P. Kathirvel & Another v. State by Inspector of Police, Katchirapalayam Circle, Kariyaloor Police Station, (Cr. No. 162/2008)
2010-08-03
C.S.KARNAN, M.CHOCKALINGAM
body2010
DigiLaw.ai
Judgment :- M.CHOCKALINGAM, J. 1. Challenge is made to a judgment of the Sessions Division, Villupuram made in S.C.No.242 of 2009 whereby the appellants/A1 and A2 stood charged, tried and A1 and A2 were found guilty under section 302 I.P.C. and awarded life imprisonment each and A3 was found guilty under section 203 I.P.C and awarded one year rigorous imprisonment and to pay a fine of Rs.10,000/-, in default, to undergo three months rigorous imprisonment. 2. The short facts necessary for the disposal of this appeal can be stated as follows: (i) P.W.1 is the son of the deceased Natarajan.

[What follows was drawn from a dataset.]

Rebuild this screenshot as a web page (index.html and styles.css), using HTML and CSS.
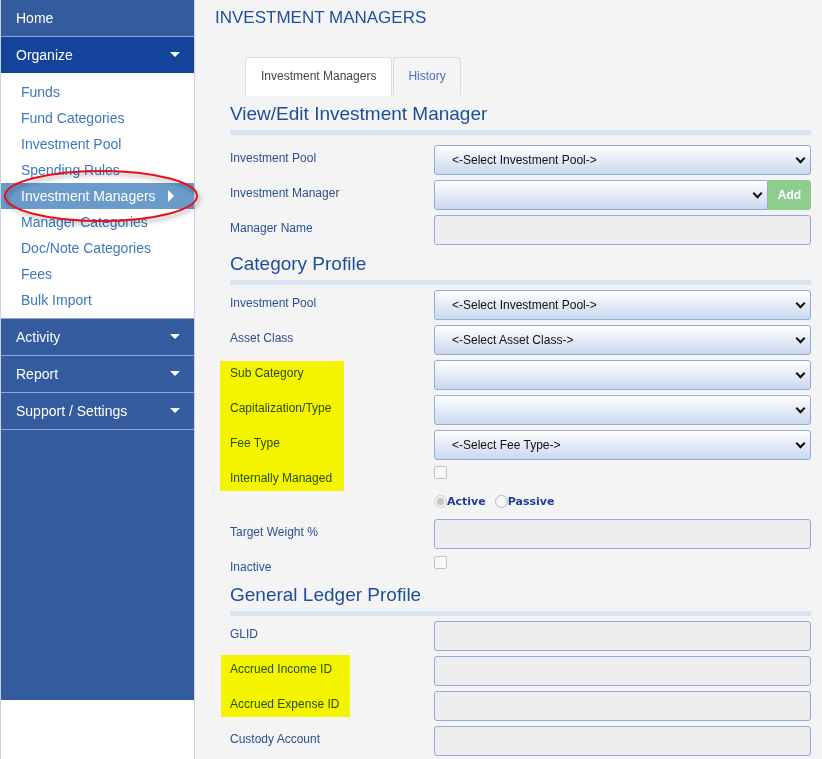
FILE: index.html
```html
<!DOCTYPE html>
<html>
<head>
    <title>Investment Managers</title>
    <meta name="viewport" content="width=device-width, initial-scale=1.0">
    <link rel="stylesheet" href="styles.css">
</head>
<body>
    <div class="layout">
        <div class="sidebar">
            <ul class="nav">
                <li class="nav-item">Home</li>
                <li class="nav-item open">Organize <span class="caret"></span></li>
                <li class="submenu">
                    <a>Funds</a>
                    <a>Fund Categories</a>
                    <a>Investment Pool</a>
                    <a>Spending Rules</a>
                    <a class="active">Investment Managers <span class="arrow"></span></a>
                    <a>Manager Categories</a>
                    <a>Doc/Note Categories</a>
                    <a>Fees</a>
                    <a>Bulk Import</a>
                </li>
                <li class="nav-item">Activity <span class="caret"></span></li>
                <li class="nav-item">Report <span class="caret"></span></li>
                <li class="nav-item">Support / Settings <span class="caret"></span></li>
            </ul>
            <svg class="circle-mark" width="200" height="60" viewBox="0 0 200 60">
                <ellipse cx="99" cy="27" rx="96" ry="25" fill="none" stroke="#e8101a" stroke-width="2"/>
            </svg>
        </div>

        <div class="main">
            <h1>INVESTMENT MANAGERS</h1>

            <div class="tabs">
                <div class="tab current">Investment Managers</div>
                <div class="tab">History</div>
            </div>

            <div class="form-area">
                <h2 class="section-title">View/Edit Investment Manager</h2>
                <div class="section-bar first"></div>

                <div class="row">
                    <label>Investment Pool</label>
                    <div class="field select-box"><span>&lt;-Select Investment Pool-&gt;</span><i class="chev"></i></div>
                </div>
                <div class="row">
                    <label>Investment Manager</label>
                    <div class="field with-btn">
                        <div class="select-box flat-right"><span></span><i class="chev"></i></div>
                        <button class="add-btn">Add</button>
                    </div>
                </div>
                <div class="row">
                    <label>Manager Name</label>
                    <div class="field text-box"></div>
                </div>

                <h2 class="section-title">Category Profile</h2>
                <div class="section-bar"></div>

                <div class="row">
                    <label>Investment Pool</label>
                    <div class="field select-box"><span>&lt;-Select Investment Pool-&gt;</span><i class="chev"></i></div>
                </div>
                <div class="row">
                    <label>Asset Class</label>
                    <div class="field select-box"><span>&lt;-Select Asset Class-&gt;</span><i class="chev"></i></div>
                </div>
                <div class="row">
                    <label>Sub Category</label>
                    <div class="field select-box"><span></span><i class="chev"></i></div>
                </div>
                <div class="row">
                    <label>Capitalization/Type</label>
                    <div class="field select-box"><span></span><i class="chev"></i></div>
                </div>
                <div class="row">
                    <label>Fee Type</label>
                    <div class="field select-box"><span>&lt;-Select Fee Type-&gt;</span><i class="chev"></i></div>
                </div>
                <div class="row short">
                    <label>Internally Managed</label>
                    <div class="field"><span class="check"></span></div>
                </div>
                <div class="row radios">
                    <label></label>
                    <div class="field">
                        <span class="radio checked"></span><span class="radio-label">Active</span>
                        <span class="radio"></span><span class="radio-label">Passive</span>
                    </div>
                </div>
                <div class="row">
                    <label>Target Weight %</label>
                    <div class="field text-box"></div>
                </div>
                <div class="row short inactive">
                    <label>Inactive</label>
                    <div class="field"><span class="check"></span></div>
                </div>

                <h2 class="section-title gl">General Ledger Profile</h2>
                <div class="section-bar"></div>

                <div class="row">
                    <label>GLID</label>
                    <div class="field text-box"></div>
                </div>
                <div class="row">
                    <label>Accrued Income ID</label>
                    <div class="field text-box"></div>
                </div>
                <div class="row">
                    <label>Accrued Expense ID</label>
                    <div class="field text-box"></div>
                </div>
                <div class="row">
                    <label>Custody Account</label>
                    <div class="field text-box"></div>
                </div>

                <div class="highlight hl-category"></div>
                <div class="highlight hl-ledger"></div>
            </div>
        </div>
    </div>
</body>
</html>
```

FILE: styles.css
```css
body {
    margin: 0;
    font-family: "Liberation Sans", Arial, sans-serif;
    background: #f4f4f4;
    overflow: hidden;
}
.layout {
    display: flex;
    height: 759px;
}

/* sidebar */
.sidebar {
    position: relative;
    width: 193px;
    flex: none;
    background: #fff;
    border-left: 1px solid #c5d3ea;
    border-right: 1px solid #c5d3ea;
}
.nav {
    list-style: none;
    margin: 0;
    padding: 0 0 270px;
    background: #345b9e;
}
.nav-item {
    position: relative;
    height: 36px;
    line-height: 36px;
    padding-left: 15px;
    color: #fff;
    font-size: 14px;
    border-bottom: 1px solid #8ca6d2;
}
.nav-item.open {
    background: #13439a;
    border-bottom: none;
}
.caret {
    position: absolute;
    right: 14px;
    top: 15px;
    border-left: 5px solid transparent;
    border-right: 5px solid transparent;
    border-top: 5px solid #fff;
}
.submenu {
    background: #fff;
    padding: 6px 0 5px;
    border-bottom: 1px solid #8ca6d2;
}
.submenu a {
    display: block;
    position: relative;
    height: 26px;
    line-height: 26px;
    padding-left: 20px;
    font-size: 14px;
    color: #3b78bf;
}
.submenu a.active {
    background: #6b9bcb;
    color: #fff;
}
.arrow {
    position: absolute;
    left: 167px;
    top: 7px;
    border-top: 6px solid transparent;
    border-bottom: 6px solid transparent;
    border-left: 6px solid #fff;
}
.circle-mark {
    position: absolute;
    left: 1px;
    top: 169px;
    overflow: visible;
    filter: drop-shadow(2px 3px 2px rgba(0, 0, 0, 0.35));
}

/* main */
.main {
    flex: 1;
    padding: 0 11px 0 20px;
}
h1 {
    margin: 8px 0 0;
    font-size: 17px;
    line-height: 20px;
    font-weight: normal;
    color: #1e4f9e;
}
.tabs {
    display: flex;
    gap: 1px;
    margin: 29px 0 0 30px;
}
.tab {
    height: 37px;
    line-height: 37px;
    padding: 0 14px;
    font-size: 12px;
    color: #4f6cc6;
    background: #f4f4f4;
    border: 1px solid #dcdcdc;
    border-bottom: none;
    border-radius: 4px 4px 0 0;
}
.tab.current {
    height: 38px;
    padding: 0 15px;
    color: #444;
    background: #fff;
}

.form-area {
    position: relative;
    padding-left: 15px;
}
.section-title {
    margin: 7px 0 0;
    font-size: 19px;
    line-height: 24px;
    font-weight: normal;
    color: #1f4d98;
}
.form-area > .section-title:first-child {
    margin-top: 6px;
}
.section-title.gl {
    margin-top: 7px;
}
.section-bar {
    height: 5px;
    margin: 4px 0 5px;
    background: #d9e4f3;
}
.section-bar.first {
    margin-bottom: 10px;
}

.row {
    display: flex;
    height: 30px;
    margin-bottom: 5px;
}
.row label {
    width: 204px;
    flex: none;
    padding-top: 6px;
    font-size: 12px;
    line-height: 14px;
    color: #2b4f91;
}
.field {
    flex: 1;
    display: flex;
    align-items: flex-start;
}
.select-box, .text-box {
    box-sizing: border-box;
    height: 30px;
    border: 1px solid #91acd9;
    border-radius: 3px;
}
.select-box {
    position: relative;
    flex: 1;
    display: flex;
    align-items: center;
    padding-left: 17px;
    font-size: 12px;
    color: #111;
    background: linear-gradient(#ffffff, #c9d7ee);
}
.text-box {
    background: #eeeeee;
}
.chev {
    position: absolute;
    right: 6px;
    top: 9px;
    width: 5px;
    height: 5px;
    border-right: 2px solid #111;
    border-bottom: 2px solid #111;
    transform: rotate(45deg);
}
.with-btn .flat-right {
    border-radius: 3px 0 0 3px;
}
.add-btn {
    width: 43px;
    height: 30px;
    border: none;
    border-radius: 0 3px 3px 0;
    background: #8fcd8f;
    color: #fff;
    font-family: "Liberation Sans", Arial, sans-serif;
    font-size: 12px;
    font-weight: bold;
    padding: 0;
}

.row.short {
    height: 22px;
    margin-bottom: 2px;
}
.check {
    box-sizing: border-box;
    width: 13px;
    height: 13px;
    margin-top: 1px;
    border: 1px solid #c4c4c4;
    border-radius: 2px;
    background: #f8f8f8;
}
.row.inactive .check {
    margin-top: 2px;
}
.row.radios {
    height: 24px;
    margin-bottom: 6px;
}
.row.radios .field {
    align-items: center;
}
.radio {
    box-sizing: border-box;
    width: 13px;
    height: 13px;
    border-radius: 50%;
    border: 1px solid #bcbcbc;
    background: #f6f6f6;
}
.radio.checked {
    background: radial-gradient(circle, #c8c8c8 0 3.5px, #f0f0f0 4px);
    border-color: #cfcfcf;
}
.radio-label {
    margin: 0 9px 0 0;
    font-family: "DejaVu Sans", Verdana, sans-serif;
    font-size: 11px;
    font-weight: bold;
    color: #1e3d95;
}

/* marker annotations */
.highlight {
    position: absolute;
    background: #ffff00;
    mix-blend-mode: multiply;
}
.hl-category {
    left: 5px;
    top: 259px;
    width: 124px;
    height: 130px;
}
.hl-ledger {
    left: 6px;
    top: 553px;
    width: 129px;
    height: 62px;
}
```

A1 and A2 are the cousin brothers of P.W.1. A3 is the close relative of A1 and A2. During the relevant time, P.W.1 was employed in a quarry at Andhra. Al and the deceased Natarajan were employed in a quarry at Vedur. During the relevant time, P.W.10, contractor was constructing a School. A1 was demanding the dues i.e., a sum of Rs.10,000/- payable by the deceased. Often there was quarrel in that regard. On the date of occurrence, that was, on 29.12.2008 at about 5.00 p.m., A1 and A3 on the one side and the deceased on the other side quarrelled with each other and the same was noticed by the villagers of Vedur including P.Ws. 7 to 9. The villagers advised them that they should not quarrel and thereafter, they left the place. Accordingly, the deceased accompanied by A1 to A3 proceeded to the village Akkarapalayam. The next day morning P.W.8, Supervisor who was carrying on the construction work questioned A1 to A3 about the deceased but they answered that he would come later. The deceased did not come on that day. (ii) The next day, on receipt of the information that the dead body of Natarajan was found in the nearby hill which was in between Vedur and Akkarapalayam, P.W.2 and others proceeded to the spot and found the dead body and brought the dead body home in the evening hours. Thereafter, P.W.1 was informed. P.W.1 rushed from Andhra and found the dead body with bleeding injuries.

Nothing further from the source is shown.